And today I have another example of a Boomer who may have pulled the Boomer Trigger to undercut other sellers in a stagnating/collapsing market.
It's address is 6840 Coltsfoot Drive (near Granville and No. 1 Road).
Billed as "4 bdrm plus den 2 1/2 bath home in great area, perfect to live in now and redevelop later", the house was constructed in 1973 and it is a 1,992 square foot home sitting on a 7,385 square foot lot - perfect for the speculator redeveloper.
Throughout 2010 and the start of 2011 these properties were the hottest thing going in what was known as HAM central - the Vancouver suburb of Richmond.
But 2012 isn't 2010 or the start of 2011.
Recognizing that the Richmond real estate market was already stagnating, the owners of 6840 Coltsfoot Drive listed their home for sale on January 16th for only $968,000...
That's right, the original asking price was below assessed value!
6840 Coltsfoot Drive recently sold... for $800,000.
That's right. Assessed at almost $1.1 million. Listed for $968,000. Asking price cut to $868,000. And it just recently sold for only $800,000.
Is this the sign of what's to come?
And what of the Boomer next door or down the Street?
Those bidding war prices, along with the original asking prices, were way above assessed value.
We profiled a couple of those sales here.
Earlier this year we profiled an owner in Terra Nova who slashed almost $1 million off his $2.3 million asking price. Now we have this lower tier example of a house being sold for significantly below 'appraised value' .
Smart Boomers (those who are wise enough to see what is happening) are pulling the Boomer Trigger and selling for whatever they can get.
As a Boomer do I dump mine too? Or do a wait to see if the market recovers?.. only to discover a market that continues to stagnate as inventory hits 22,000 or 23,000. If I wait... will the only offers coming in at that point be for $650,000?
How long before homeowners drop by this site which is showing Richmond homeowners how many of their fellow residents are cutting asking prices on their homes??
We shall see.
Clearly the pressures of the market are starting to wear on some sellers.
And price cuts are happening everywhere, even the west side of the City of Vancouver.
As noted on the blog, Real Estate Talks (hat tip Makaya), there were 9 price changes on the west side on Friday, all decreases:
4460 West 6th was $2,748,000, new price $2,640,000 (–$108,000)
3760 West 17th was $1,698,000, new price $1,598,000 (–$100,000)
160 West 59th was $1,350,000, new price $1,280,000 (-$70,000)
475 West 38th was $2,990,000, new price $2,780,000 (-$210.000)

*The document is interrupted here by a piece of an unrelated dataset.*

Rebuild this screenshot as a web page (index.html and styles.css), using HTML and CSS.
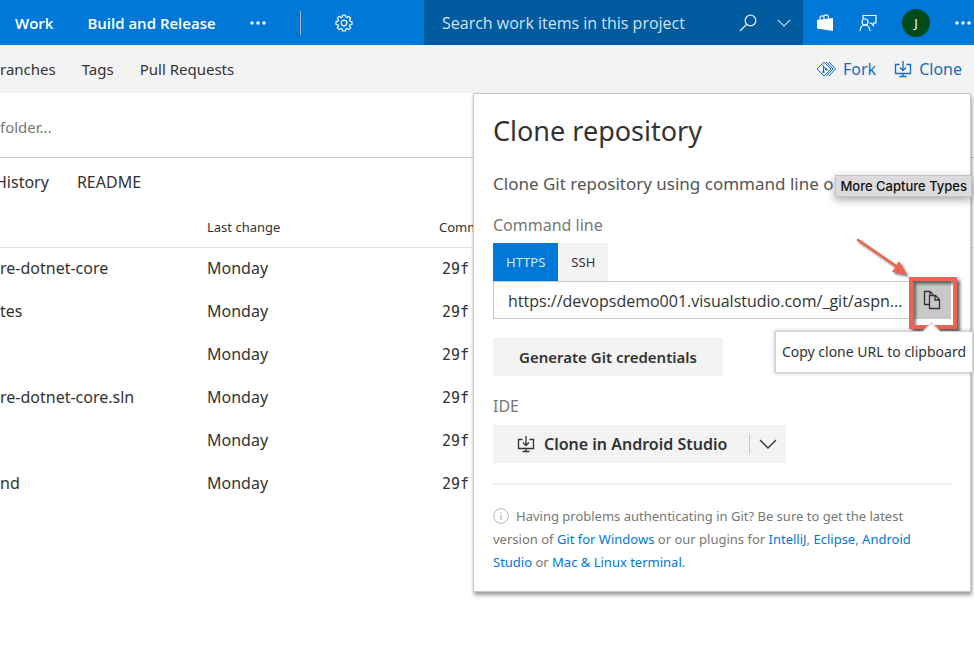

5637 Baillie was $2,348,000, new price $2,331,000 (-$17,000)
4452 Crown was $2,680,000, new price $2,550,000 (–$130,000)
1816 McNicoll was $2,498,000, new price $2,350,000 (-$148,000)
5276 Blenheim was $3,388,000, new price $2,998,000 (–$390,000)
3348/3352 West 3rd was $2,198,000, new price $1,988,000 (–$210,000)
Every single day we are seeing between 150-200 price changes in the Graeter Vancouver market.
If you bought one of the 9 places listed above last year with a minimum of 5% down, you are seriously underwater today.
And just think... these homes will sell for much less than what is currently being asked for.
Sellers not attuned to this dynamic are simply cutting their asking price to somewhere just above assessed value, or not at all.
And what of those out there - naively unaware of the current market dynamics - currently looking to buy a house.
Some sellers are salivating at the prospect.
The Financial Post is suggesting another round of mortgage wars is on the way.
Could it be that there are some house horny young couples out there who can be induced into the market in the next few months?
I can't imagine anyone doing so, but you know there are some foolishly itching to exercise a recent mortgage approval; a move that will trap them in what is increasingly a falling market.
They will think they are getting a good deal.
Their realtor will say "it's a great time to buy" (translation: "it's a great time for me to make a commission.")
They will rationalize their deep desire to own their own home and it will overwhelm the common sense of all the mainstream media articles out there right now warning of a looming housing collapse.
But these buyers will be catching a falling knife... and making the most disastrous financial decision of their lives.
For everything there is a season... and buying right now is 'out-of-season'.